Red Sox are right to show concern over Craig Kimbrel’s workload

May 31, 2017; Chicago, IL, USA; Boston Red Sox relief pitcher Craig Kimbrel (46) reacts against the Chicago White Sox after the ninth inning at Guaranteed Rate Field. Mandatory Credit: Mike DiNovo-USA TODAY Sports
May 31, 2017; Chicago, IL, USA; Boston Red Sox relief pitcher Craig Kimbrel (46) reacts against the Chicago White Sox after the ninth inning at Guaranteed Rate Field. Mandatory Credit: Mike DiNovo-USA TODAY Sports /

Craig Kimbrel’s heavy workload hasn’t slowed his effectiveness, but the Red Sox are right to be concerned with the reliever’s number of multi-inning efforts at this point in the season.

Craig Kimbrel made history in the Bronx last night, but at what cost? He became the first pitcher in major league history to record five strikeouts in a four-out save situation with a 99 mph fastball that blew away Yankees slugger Aaron Judge.

Kimbrel has now given the Red Sox 17 saves this season, with a ridiculous 53 strikeouts in 26.2 innings pitched. However, he’s been called upon to log multiple innings in five of those 17 situations.

There’s a case to be made for nominating Kimbrel as the team’s MVP a trimester of the way through the season. After an above average, but disappointing by his own standards, season last year, he’s made good on his reputation and re-asserted himself as the premier closer in baseball.

He’s been basically perfect thus far and is setting down hitters at a better rate than National League pitchers set down American League pitchers who are unfortunate enough to have their starts fall on interleague dates. In 2012 he posted one of the best, if not the best, relief performances in baseball history by WAR (3.3) and FIP (0.78), which he’s easily on pace to beat this season.
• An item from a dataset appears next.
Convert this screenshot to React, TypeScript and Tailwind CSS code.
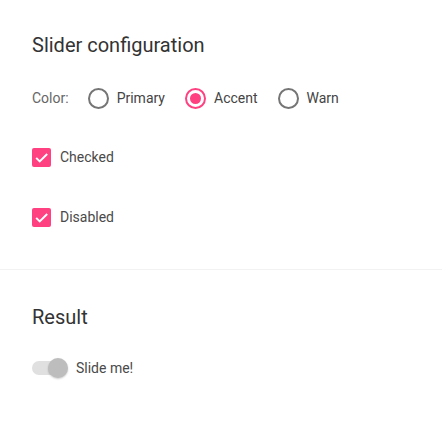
import { useState } from "react";

type RadioProps = { label: string; checked: boolean; onSelect: () => void; first?: boolean };

function Radio({ label, checked, onSelect, first }: RadioProps) {
  return (
    <label onClick={onSelect} className={`flex cursor-pointer items-center ${first ? "ml-[19px]" : "ml-[20px]"}`}>
      <span
        className={`flex h-[21px] w-[21px] items-center justify-center rounded-full border-2 ${
          checked ? "border-[#ff4081]" : "border-[#757575]"
        }`}
      >
        {checked && <span className="h-[11px] w-[11px] rounded-full bg-[#ff4081]" />}
      </span>
      <span className="ml-2 text-[14px] text-[#444444]">{label}</span>
    </label>
  );
}

function Checkbox({ label }: { label: string }) {
  return (
    <div className="flex h-10 items-center">
      <span className="flex h-[19px] w-[19px] items-center justify-center rounded-[2px] bg-[#ff4081]">
        <svg viewBox="0 0 24 24" className="h-[17px] w-[17px]" fill="none" stroke="white" strokeWidth="2.8">
          <path d="M4.5 12.5l5 5L20 7" />
        </svg>
      </span>
      <span className="ml-[9px] text-[14px] text-[#4a4a4a]">{label}</span>
    </div>
  );
}

export default function App() {
  const [color, setColor] = useState("accent");

  return (
    <div className="min-h-[421px] w-full bg-white font-['Roboto',sans-serif]">
      <div className="border-b border-[#f2f2f2] pb-[32px] pl-[32px] pt-[31px]">
        <h2 className="text-[20px] leading-[28px] text-[#333333]">Slider configuration</h2>

        <div className="mt-[19px] flex h-10 items-center">
          <span className="text-[14px] text-[#666666]">Color:</span>
          <Radio first label="Primary" checked={color === "primary"} onSelect={() => setColor("primary")} />
          <Radio label="Accent" checked={color === "accent"} onSelect={() => setColor("accent")} />
          <Radio label="Warn" checked={color === "warn"} onSelect={() => setColor("warn")} />
        </div>

        <div className="mt-[19px]">
          <Checkbox label="Checked" />
        </div>
        <div className="mt-[20px]">
          <Checkbox label="Disabled" />
        </div>
      </div>

      <div className="pl-[32px] pt-[33px]">
        <h2 className="text-[20px] leading-[28px] text-[#333333]">Result</h2>
        <div className="mt-[17px] flex h-10 items-center">
          <div className="relative h-5 w-9">
            <span className="absolute left-0 top-[3px] h-[14px] w-[34px] rounded-full bg-[#e0e0e0]" />
            <span className="absolute left-[16px] top-0 h-5 w-5 rounded-full bg-[#bdbdbd] shadow-[0_1px_2px_rgba(0,0,0,0.2)]" />
          </div>
          <span className="ml-2 text-[14px] text-[#4a4a4a]">Slide me!</span>
        </div>
      </div>
    </div>
  );
}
It’s been an utterly exceptional season from the 29-year-old, but one that the Red Sox are right to worry about as his workload continues to climb. In an interview with WEEI, manager John Farrell expressed concern with the lengthy deployment of his star closer (particularly Tuesday night’s) as well as the team’s plan to monitor his usage over the coming days.

"“I’ll be honest with you, there’s reluctance on my part to continue to do that,” the Red Sox manager said. “There’s two days off leading up to it. When we’ve done it previously there’s usually been a day or two following where he’s been down. I think the only other time we’ve not done that is in Chicago where he had a couple of days off leading up to it and 20 pitches in an 1 1/3 innings and he saved the next day and we gave him a couple of days down. He’s extremely valuable. He’s incredibly talented. And will closely be monitored every time he walks to the mound.”"

His five appearances with more than three outs match his previous career high, which he set last season during his first year in Boston. He’s currently on pace to pitch roughly 75 innings, averaged out over a 162 game season, which would approach his previous career high of 77 set in 2011 as a member of the Braves. The Red Sox have worked Kimbrel all season, and probably more than they’re comfortable with.

The problem is, they don’t have a defined arm to rely upon to bridge that gap between the eighth inning and the end of the game when Kimbrel takes the mound. Matt Barnes, Joe Kelly, and Heath Hembree have had their chances to take control of the role, but none have run away with it. Kelly presents the most intriguing option, with a 1.42 ERA, 1.11 WHIP and the ability to touch triple digits, though the club would like to see him improve upon a lackluster K/9 of 6.39 before viewing him as a true setup man.

Tyler Thornburg was supposed to be the guy and before him, it was supposed to be Carson Smith, but neither has had the chance to claim their role due to injuries. That looks set to change with the news that Carson Smith threw to live batters for the first time in over a year on Wednesday, taking another step towards an eventual return to the team.

His return should alleviate most of Farrel’s concerns with Kimbrel over the rest of the season. In the early months, we’ve seen him deploy an aggressive approach – which has worked wonders – but isn’t sustainable over the course of the season.

Next: Watch Joe Kelly throw the fastest pitch of the 2017 season

As the summer months progress, expect Kimbrel’s multi-inning deployment to lessen as a means to preserve his effectiveness.